Edward Hopper's Blue Night (Soir Bleu) in many ways stands out from many of his other works, yet in classic Edward Hopper style, it weaves a complex story with realistic characters that leaves the viewer to bring the story to life in their own imaginations.

Painted in 1914, Blue Night takes place in a Parisian café. While Hopper is generally associated with scenes of Americana, this earlier piece takes us into a time when Hopper was studying in Paris, his famed career of depicting lonely, waiting figures in the American sunlight still somewhere in his future.

The scene in Blue Night is a colourful one. Immediately, the eye is drawn to the white-clad clown seated at the table. He seems painfully out of place in this scene among the other diners.

The couple on the right, the man dressed in his fine tuxedo and the lady in her evening gown appear to be quite posh, and visibly irritated at the this cigarette-smoking clown seated next to them.

Across from him are two other interesting characters: a military officer in full uniform and bearded man dressed in black, sporting a black beret, possibly an artist or other sort of intellectual. The woman standing behind the scene in the garish make-up looks down her nose at the clown, her expression and posture haughty.

On the left of this scene, a lone man sits, apparently oblivious to the scene taking place.

Blue Night serves to communicate the strong impressions that Parisian life made on Edward Hopper, but perhaps this scene and its traditional characters, like other Edward Hopper paintings, is telling a richer, more emotional story. Each member of this cast of characters symbolizes a different tier of Parisian society; each one of them so unlike the other.

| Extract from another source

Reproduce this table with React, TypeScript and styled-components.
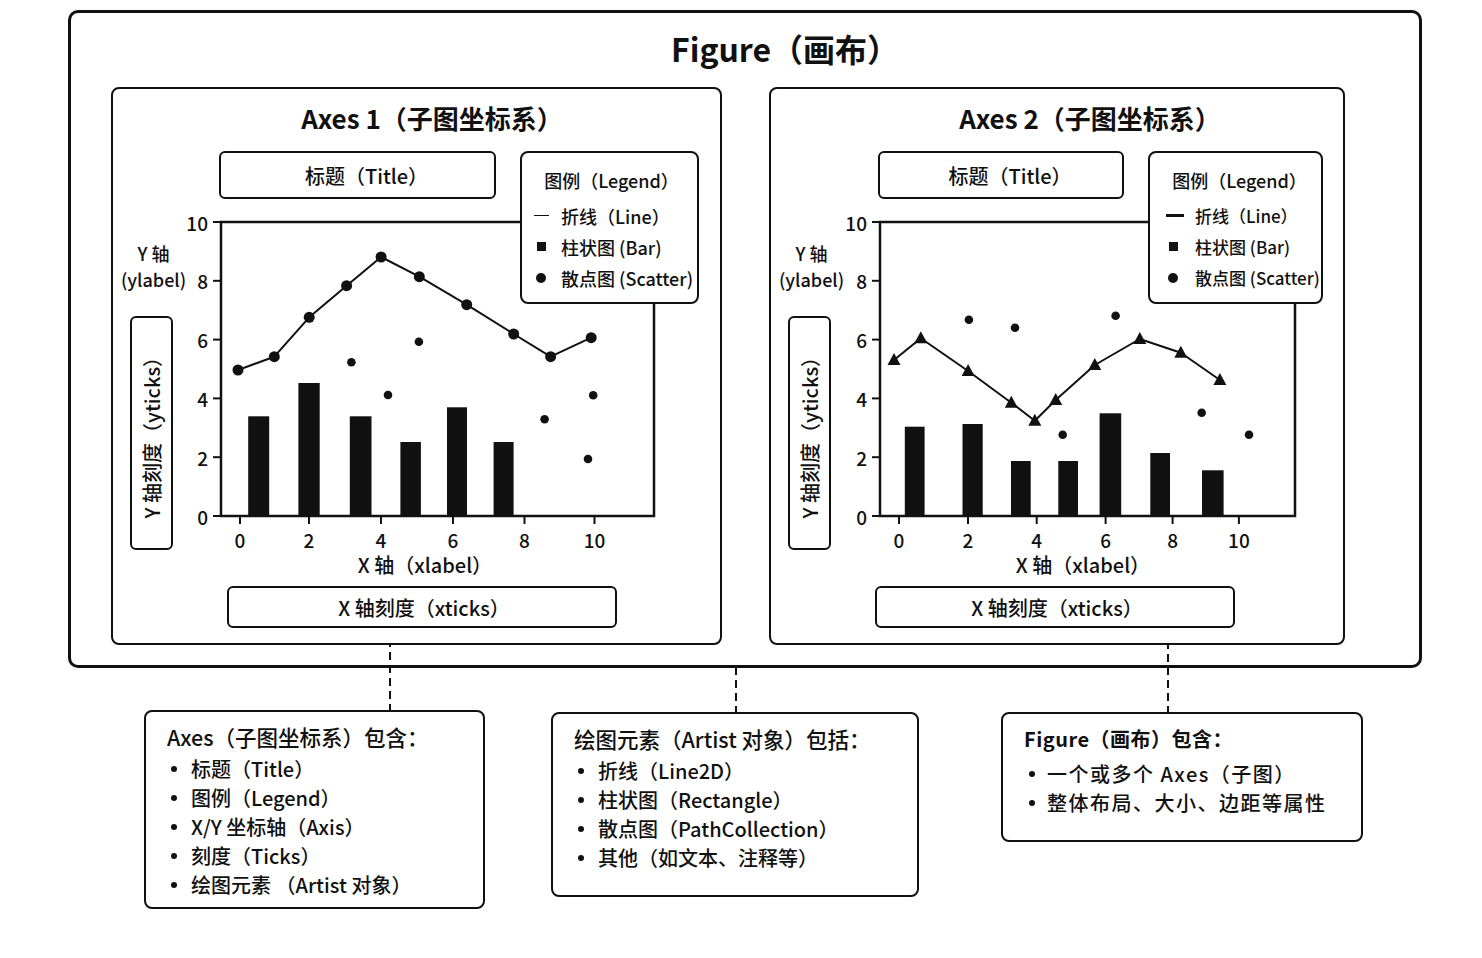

The mood is one of loneliness, and the scene perfectly captures the feelings of alienation when immersed in a foreign culture. Being a stranger in a strange land, one often feels that they stand out uncomfortably in the crowd, like a sore thumb, or a glowing, sad clown among the bourgeoisie in a café. But, as is the way with a Hopper painting, the details of the story are left to the viewer's imagination.